• [CHALLENGE] Each line that holds the word "components" should be returned.

###

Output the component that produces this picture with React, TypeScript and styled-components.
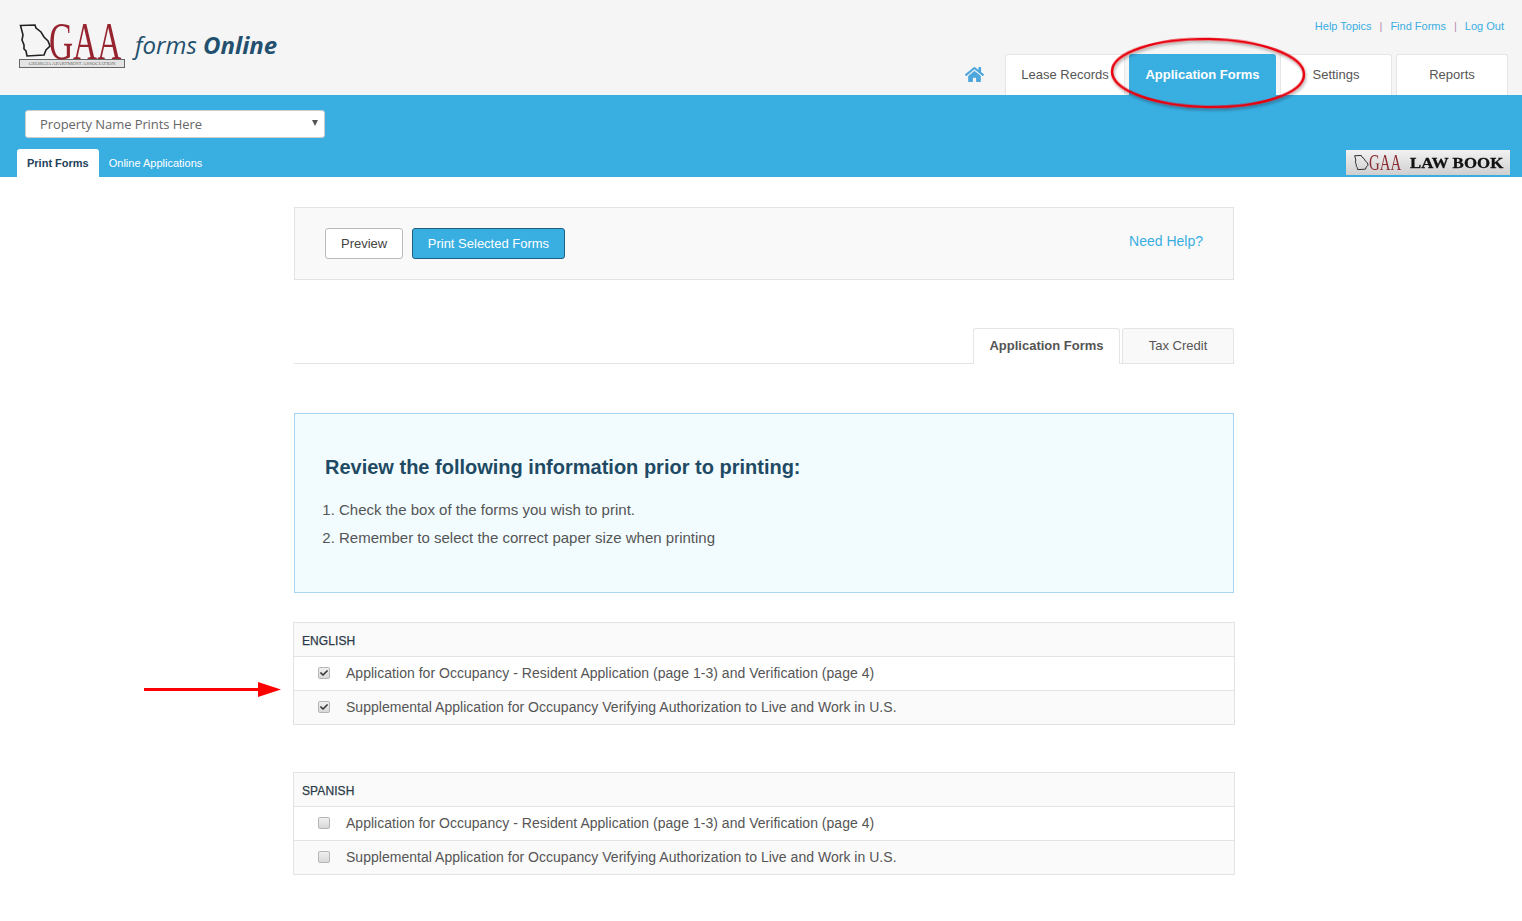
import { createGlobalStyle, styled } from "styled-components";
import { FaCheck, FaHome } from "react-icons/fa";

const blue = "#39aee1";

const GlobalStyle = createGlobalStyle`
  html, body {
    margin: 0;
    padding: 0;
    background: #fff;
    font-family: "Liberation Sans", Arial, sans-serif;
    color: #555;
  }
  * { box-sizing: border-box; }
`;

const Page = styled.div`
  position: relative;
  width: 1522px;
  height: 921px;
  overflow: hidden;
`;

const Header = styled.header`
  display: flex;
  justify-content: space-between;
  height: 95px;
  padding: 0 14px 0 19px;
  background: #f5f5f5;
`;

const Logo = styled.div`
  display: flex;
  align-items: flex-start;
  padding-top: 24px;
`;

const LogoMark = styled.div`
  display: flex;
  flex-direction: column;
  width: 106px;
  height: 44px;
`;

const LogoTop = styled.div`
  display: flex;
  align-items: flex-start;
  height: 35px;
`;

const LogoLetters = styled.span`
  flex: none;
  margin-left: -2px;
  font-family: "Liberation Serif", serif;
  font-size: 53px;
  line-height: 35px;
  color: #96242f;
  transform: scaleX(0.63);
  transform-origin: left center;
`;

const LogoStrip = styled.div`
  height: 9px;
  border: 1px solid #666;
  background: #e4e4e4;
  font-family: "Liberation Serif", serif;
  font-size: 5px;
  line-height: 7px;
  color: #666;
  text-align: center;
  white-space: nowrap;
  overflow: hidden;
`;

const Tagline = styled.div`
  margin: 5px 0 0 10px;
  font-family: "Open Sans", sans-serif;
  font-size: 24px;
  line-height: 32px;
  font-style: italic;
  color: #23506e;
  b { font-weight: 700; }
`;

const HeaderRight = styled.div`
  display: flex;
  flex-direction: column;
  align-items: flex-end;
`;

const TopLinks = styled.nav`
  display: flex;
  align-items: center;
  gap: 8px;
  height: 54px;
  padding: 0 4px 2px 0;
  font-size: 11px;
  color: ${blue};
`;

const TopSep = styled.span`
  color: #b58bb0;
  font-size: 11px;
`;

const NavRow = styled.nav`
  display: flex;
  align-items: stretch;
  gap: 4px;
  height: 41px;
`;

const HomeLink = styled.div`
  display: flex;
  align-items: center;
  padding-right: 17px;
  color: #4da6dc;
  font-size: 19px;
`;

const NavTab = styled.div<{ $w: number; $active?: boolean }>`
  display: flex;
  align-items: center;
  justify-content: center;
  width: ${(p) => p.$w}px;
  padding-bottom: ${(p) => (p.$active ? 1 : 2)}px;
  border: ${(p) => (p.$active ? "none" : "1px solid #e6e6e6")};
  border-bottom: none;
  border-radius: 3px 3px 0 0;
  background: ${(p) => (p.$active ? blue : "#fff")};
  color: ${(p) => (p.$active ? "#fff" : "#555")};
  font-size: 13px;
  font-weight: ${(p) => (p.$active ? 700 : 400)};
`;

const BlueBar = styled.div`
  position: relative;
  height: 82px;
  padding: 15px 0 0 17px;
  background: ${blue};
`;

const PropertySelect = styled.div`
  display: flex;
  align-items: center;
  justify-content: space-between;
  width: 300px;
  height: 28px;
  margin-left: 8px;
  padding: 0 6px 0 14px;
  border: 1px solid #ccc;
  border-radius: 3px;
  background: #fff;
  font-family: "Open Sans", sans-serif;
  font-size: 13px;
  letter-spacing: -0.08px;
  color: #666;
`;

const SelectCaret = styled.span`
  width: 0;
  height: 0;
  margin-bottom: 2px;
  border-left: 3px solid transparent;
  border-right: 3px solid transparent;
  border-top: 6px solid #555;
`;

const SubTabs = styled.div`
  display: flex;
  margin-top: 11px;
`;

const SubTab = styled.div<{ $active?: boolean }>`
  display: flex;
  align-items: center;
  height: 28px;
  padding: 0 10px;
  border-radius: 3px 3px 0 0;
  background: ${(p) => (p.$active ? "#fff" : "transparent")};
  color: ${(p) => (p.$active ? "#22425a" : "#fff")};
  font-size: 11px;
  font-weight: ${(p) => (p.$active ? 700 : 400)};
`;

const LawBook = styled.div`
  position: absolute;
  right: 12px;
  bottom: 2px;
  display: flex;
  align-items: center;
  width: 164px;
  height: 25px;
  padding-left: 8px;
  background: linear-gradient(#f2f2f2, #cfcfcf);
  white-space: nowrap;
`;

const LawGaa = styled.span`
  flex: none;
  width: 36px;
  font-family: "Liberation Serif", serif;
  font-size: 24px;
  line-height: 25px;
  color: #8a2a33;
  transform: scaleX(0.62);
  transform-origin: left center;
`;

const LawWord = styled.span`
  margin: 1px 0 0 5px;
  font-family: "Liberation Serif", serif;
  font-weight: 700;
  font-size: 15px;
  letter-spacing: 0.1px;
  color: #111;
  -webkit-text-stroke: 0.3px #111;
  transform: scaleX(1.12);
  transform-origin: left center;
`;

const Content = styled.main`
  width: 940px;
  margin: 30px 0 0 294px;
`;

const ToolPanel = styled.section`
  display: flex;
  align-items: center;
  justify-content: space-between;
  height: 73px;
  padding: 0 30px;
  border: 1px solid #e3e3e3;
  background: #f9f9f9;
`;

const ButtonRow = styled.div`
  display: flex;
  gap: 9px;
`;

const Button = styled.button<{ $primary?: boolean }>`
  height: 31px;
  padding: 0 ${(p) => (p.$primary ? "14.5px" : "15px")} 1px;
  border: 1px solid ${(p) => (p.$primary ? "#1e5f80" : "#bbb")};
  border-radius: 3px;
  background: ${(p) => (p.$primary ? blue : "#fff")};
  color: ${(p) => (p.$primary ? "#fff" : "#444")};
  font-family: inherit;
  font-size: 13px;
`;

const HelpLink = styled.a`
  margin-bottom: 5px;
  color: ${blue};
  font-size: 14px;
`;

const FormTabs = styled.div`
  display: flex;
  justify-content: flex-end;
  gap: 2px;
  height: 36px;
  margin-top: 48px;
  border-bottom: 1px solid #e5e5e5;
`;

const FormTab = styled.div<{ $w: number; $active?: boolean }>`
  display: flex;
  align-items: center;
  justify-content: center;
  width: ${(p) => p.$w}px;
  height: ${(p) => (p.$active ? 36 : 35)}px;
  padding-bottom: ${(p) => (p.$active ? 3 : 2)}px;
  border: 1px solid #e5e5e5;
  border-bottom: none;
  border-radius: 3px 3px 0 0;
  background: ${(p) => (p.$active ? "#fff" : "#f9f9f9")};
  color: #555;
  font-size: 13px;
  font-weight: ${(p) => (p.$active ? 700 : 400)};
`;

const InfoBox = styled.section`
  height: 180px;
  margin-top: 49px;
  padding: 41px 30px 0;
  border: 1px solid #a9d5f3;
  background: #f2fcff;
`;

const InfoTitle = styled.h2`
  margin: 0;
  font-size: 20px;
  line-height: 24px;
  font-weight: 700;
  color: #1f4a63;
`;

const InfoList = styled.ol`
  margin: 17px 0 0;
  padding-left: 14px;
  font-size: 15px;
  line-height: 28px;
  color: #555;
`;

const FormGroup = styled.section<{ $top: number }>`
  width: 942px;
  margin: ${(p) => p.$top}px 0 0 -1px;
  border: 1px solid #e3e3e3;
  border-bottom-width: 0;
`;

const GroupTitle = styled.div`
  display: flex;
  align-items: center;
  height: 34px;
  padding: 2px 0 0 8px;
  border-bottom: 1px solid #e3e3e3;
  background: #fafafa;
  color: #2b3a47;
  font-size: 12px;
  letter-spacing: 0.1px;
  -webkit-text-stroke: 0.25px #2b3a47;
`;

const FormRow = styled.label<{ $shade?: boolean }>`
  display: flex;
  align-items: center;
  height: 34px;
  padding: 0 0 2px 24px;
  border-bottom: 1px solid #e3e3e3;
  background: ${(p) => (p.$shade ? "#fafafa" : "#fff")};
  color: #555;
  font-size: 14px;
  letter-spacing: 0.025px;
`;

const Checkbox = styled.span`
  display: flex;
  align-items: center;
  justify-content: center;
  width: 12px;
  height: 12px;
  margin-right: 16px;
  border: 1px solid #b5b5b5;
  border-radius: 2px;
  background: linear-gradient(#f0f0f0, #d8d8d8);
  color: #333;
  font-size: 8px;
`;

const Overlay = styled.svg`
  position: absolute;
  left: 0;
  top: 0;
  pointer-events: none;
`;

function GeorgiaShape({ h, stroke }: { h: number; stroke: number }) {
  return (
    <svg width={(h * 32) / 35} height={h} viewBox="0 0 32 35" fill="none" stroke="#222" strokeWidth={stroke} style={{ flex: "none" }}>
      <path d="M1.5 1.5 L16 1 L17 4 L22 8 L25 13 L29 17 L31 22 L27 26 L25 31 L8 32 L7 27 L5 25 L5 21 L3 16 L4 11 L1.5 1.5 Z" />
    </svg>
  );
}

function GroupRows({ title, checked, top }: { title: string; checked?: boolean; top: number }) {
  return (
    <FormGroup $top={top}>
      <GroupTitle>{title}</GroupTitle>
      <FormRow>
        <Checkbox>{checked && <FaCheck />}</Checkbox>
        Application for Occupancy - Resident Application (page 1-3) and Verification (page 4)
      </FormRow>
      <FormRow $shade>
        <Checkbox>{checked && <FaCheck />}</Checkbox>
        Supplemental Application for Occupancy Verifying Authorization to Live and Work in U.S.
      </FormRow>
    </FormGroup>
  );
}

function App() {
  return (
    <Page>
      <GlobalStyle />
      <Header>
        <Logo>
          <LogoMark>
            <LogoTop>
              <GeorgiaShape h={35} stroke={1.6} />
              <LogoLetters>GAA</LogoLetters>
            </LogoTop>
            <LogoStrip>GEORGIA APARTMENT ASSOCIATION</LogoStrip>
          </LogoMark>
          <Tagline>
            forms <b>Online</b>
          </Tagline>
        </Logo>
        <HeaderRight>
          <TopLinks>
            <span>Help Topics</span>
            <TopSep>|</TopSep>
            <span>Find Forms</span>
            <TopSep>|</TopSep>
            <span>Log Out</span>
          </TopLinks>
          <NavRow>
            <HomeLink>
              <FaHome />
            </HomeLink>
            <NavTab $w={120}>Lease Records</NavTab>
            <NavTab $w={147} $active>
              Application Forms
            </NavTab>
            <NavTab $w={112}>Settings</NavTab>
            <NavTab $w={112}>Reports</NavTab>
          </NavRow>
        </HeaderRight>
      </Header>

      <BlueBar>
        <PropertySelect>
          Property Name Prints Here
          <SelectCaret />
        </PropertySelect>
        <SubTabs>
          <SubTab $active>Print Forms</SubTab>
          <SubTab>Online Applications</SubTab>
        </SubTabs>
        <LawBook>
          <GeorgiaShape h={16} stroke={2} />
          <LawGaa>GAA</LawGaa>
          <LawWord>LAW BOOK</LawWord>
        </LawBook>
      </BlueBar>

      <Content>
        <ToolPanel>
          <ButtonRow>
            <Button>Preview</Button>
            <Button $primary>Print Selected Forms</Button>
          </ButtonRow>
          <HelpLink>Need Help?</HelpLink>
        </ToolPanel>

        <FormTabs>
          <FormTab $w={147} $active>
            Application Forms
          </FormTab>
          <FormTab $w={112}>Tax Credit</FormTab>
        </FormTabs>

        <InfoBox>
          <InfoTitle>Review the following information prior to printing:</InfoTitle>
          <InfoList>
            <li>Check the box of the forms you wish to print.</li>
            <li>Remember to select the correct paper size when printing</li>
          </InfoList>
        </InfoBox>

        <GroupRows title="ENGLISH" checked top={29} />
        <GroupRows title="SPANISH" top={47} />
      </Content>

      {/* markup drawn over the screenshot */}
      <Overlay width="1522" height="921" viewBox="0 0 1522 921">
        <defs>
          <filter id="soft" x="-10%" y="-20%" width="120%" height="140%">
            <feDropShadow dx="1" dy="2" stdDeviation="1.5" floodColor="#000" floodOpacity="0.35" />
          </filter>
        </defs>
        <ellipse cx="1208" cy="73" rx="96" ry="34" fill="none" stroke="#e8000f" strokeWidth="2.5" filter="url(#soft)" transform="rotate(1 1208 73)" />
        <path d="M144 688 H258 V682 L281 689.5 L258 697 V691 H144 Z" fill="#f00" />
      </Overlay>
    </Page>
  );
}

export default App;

###

• [THE RESULT]
Output the component that produces this picture with React, TypeScript and styled-components.
import { createGlobalStyle, styled } from "styled-components";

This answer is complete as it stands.